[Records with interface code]
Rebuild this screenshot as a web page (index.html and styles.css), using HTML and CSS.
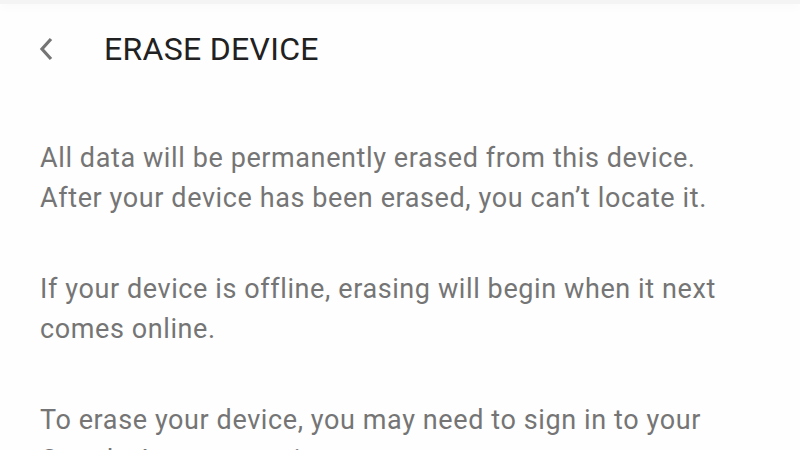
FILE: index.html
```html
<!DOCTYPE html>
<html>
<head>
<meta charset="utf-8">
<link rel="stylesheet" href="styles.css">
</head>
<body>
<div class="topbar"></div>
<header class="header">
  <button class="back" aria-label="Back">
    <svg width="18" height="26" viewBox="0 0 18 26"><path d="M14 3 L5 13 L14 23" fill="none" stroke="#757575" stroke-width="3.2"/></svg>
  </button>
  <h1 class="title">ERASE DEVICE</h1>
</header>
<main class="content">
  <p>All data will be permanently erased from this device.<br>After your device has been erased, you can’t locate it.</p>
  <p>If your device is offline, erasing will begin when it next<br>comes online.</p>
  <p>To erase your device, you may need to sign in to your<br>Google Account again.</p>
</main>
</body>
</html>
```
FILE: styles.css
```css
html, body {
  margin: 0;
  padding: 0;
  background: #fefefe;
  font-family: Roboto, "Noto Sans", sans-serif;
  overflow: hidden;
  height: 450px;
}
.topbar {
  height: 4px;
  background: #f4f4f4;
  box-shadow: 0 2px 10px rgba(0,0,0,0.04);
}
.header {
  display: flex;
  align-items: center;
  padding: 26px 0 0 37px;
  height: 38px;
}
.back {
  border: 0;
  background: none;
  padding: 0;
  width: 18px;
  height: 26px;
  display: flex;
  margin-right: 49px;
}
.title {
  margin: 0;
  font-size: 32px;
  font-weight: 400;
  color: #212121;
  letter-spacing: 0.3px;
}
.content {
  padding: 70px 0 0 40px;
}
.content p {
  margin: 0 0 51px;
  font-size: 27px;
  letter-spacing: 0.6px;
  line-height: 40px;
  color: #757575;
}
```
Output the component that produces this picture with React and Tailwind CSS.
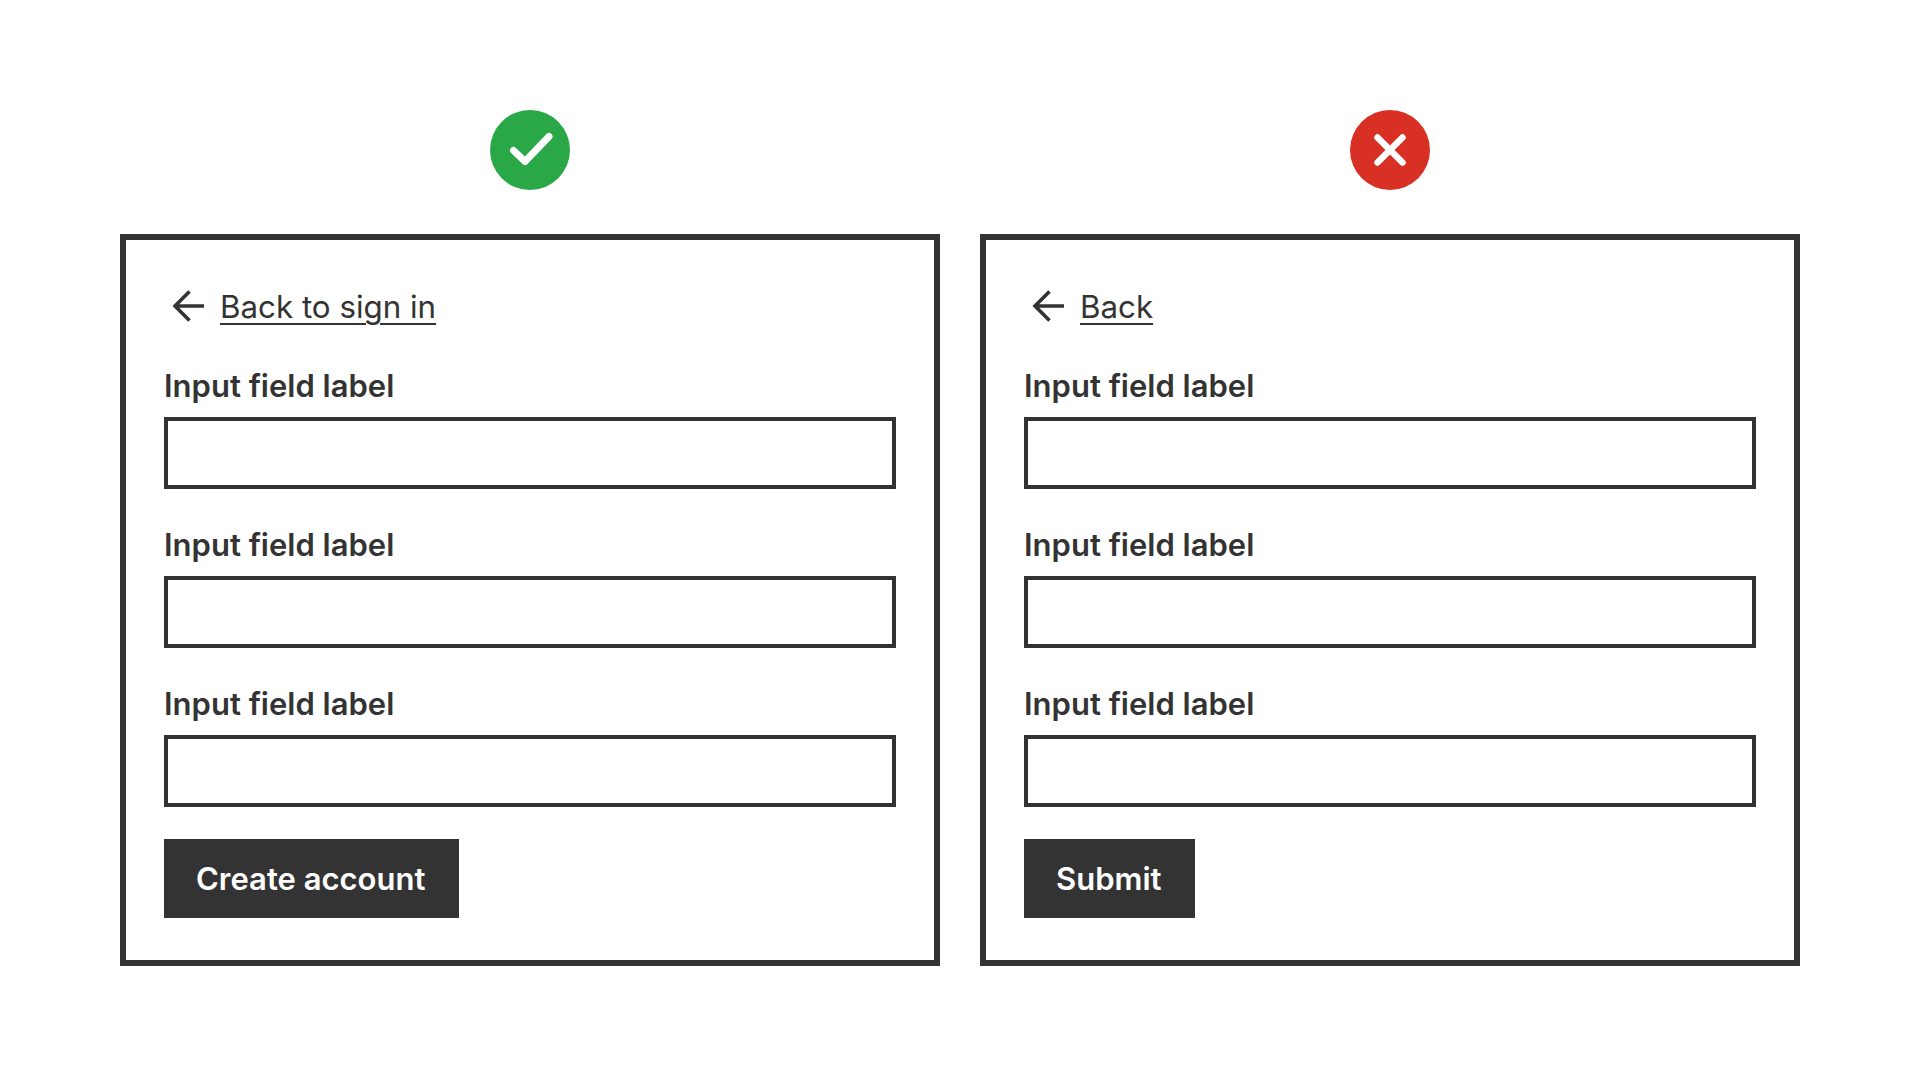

- To do -
Write out each line of the data that holds the string "this".

- Task answer -
Rebuild this screenshot as a web page (index.html and styles.css), using HTML and CSS.
  <p>All data will be permanently erased from this device.<br>After your device has been erased, you can’t locate it.</p>
Output the component that produces this picture with React and Tailwind CSS.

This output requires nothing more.